19 years ago today, NATO defense ministers sat down in Brussels to figure out what the hell had just happened to Estonia. Two months earlier, Russian hackers had basically turned an entire country's internet into a smoking crater, and nobody quite knew what to do about it.
The whole thing started when Estonia moved a Soviet war memorial from downtown Tallinn to a cemetery. Moscow was furious. Within hours, coordinated cyberattacks slammed Estonian government sites, banks, telecom networks, and news outlets. The timing wasn't subtle: attacks peaked on May 9, Russia's Victory Day, with Russian-language attack instructions posted online for anyone to follow.
For days, Estonia's digital life ground to a halt. The Prime Minister's office went dark. Major banks like Hansabank couldn't process transactions. Mobile networks crashed. It was the first time anyone had watched an entire nation get cyber-mugged in real time.
Estonian investigators traced the attacks back to Russian IP addresses and found coordination happening in Russian forums where people shared target lists like they were trading baseball cards. The Kremlin denied involvement, naturally, but the sophistication and timing told a different story.

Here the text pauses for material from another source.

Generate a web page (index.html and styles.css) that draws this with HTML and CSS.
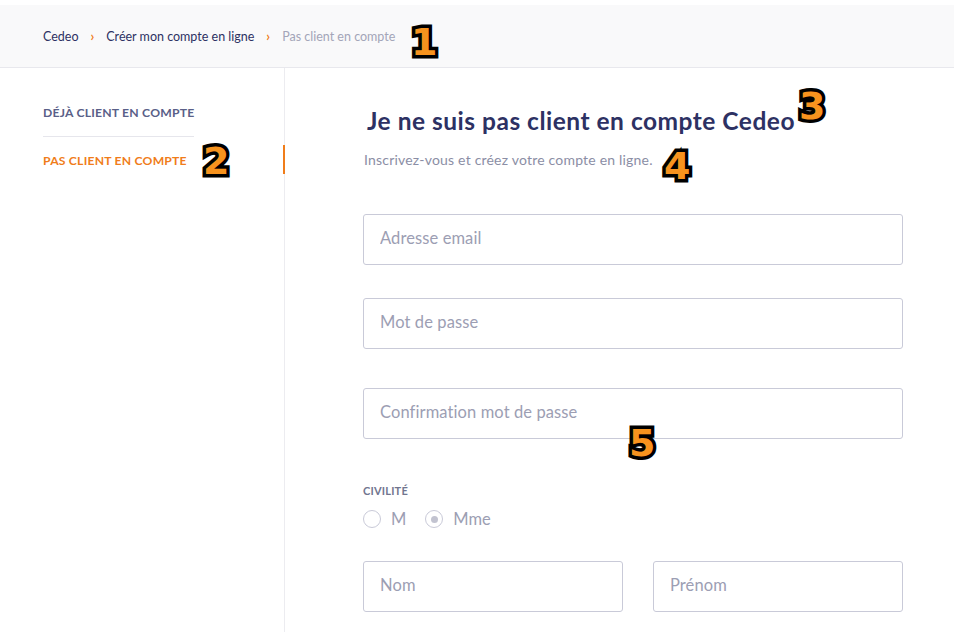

What made this a watershed moment wasn't just the scale. It was that Estonia, one of the most digitally advanced countries in Europe, got taken down by what were mostly basic distributed denial-of-service attacks. Some SQL attacks hit key servers, but US diplomatic cables later noted Estonia's network was never really at risk of total shutdown. The psychological impact was bigger than the technical damage.
NATO had been focused on protecting its own systems, not helping members defend theirs. The Estonian attacks changed that calculation overnight. By October 2007, NATO had hammered out its first cyber defense policy. By May 2008, they'd opened the Cooperative Cyber Defence Centre of Excellence in Tallinn, with James Mattis calling the need "compelling."
That center became home to the Tallinn Manual project, the most influential attempt to figure out how international law applies when nations start hacking each other. They're working on version three now, which tells you how fast this space keeps evolving.
The real legacy isn't the technical details. It's that 2007 Estonia showed how authoritarian states could mess with democracies without firing a shot. Russia proved you could cripple a NATO ally's daily life with laptops and internet connections. By 2016, NATO finally acknowledged that cyber attacks could trigger Article 5 collective defense.
Estonia got hit first, but it wasn't going to be the last. The playbook was written, tested, and ready for export. Every major cyber conflict since traces back to lessons learned in Tallinn that spring.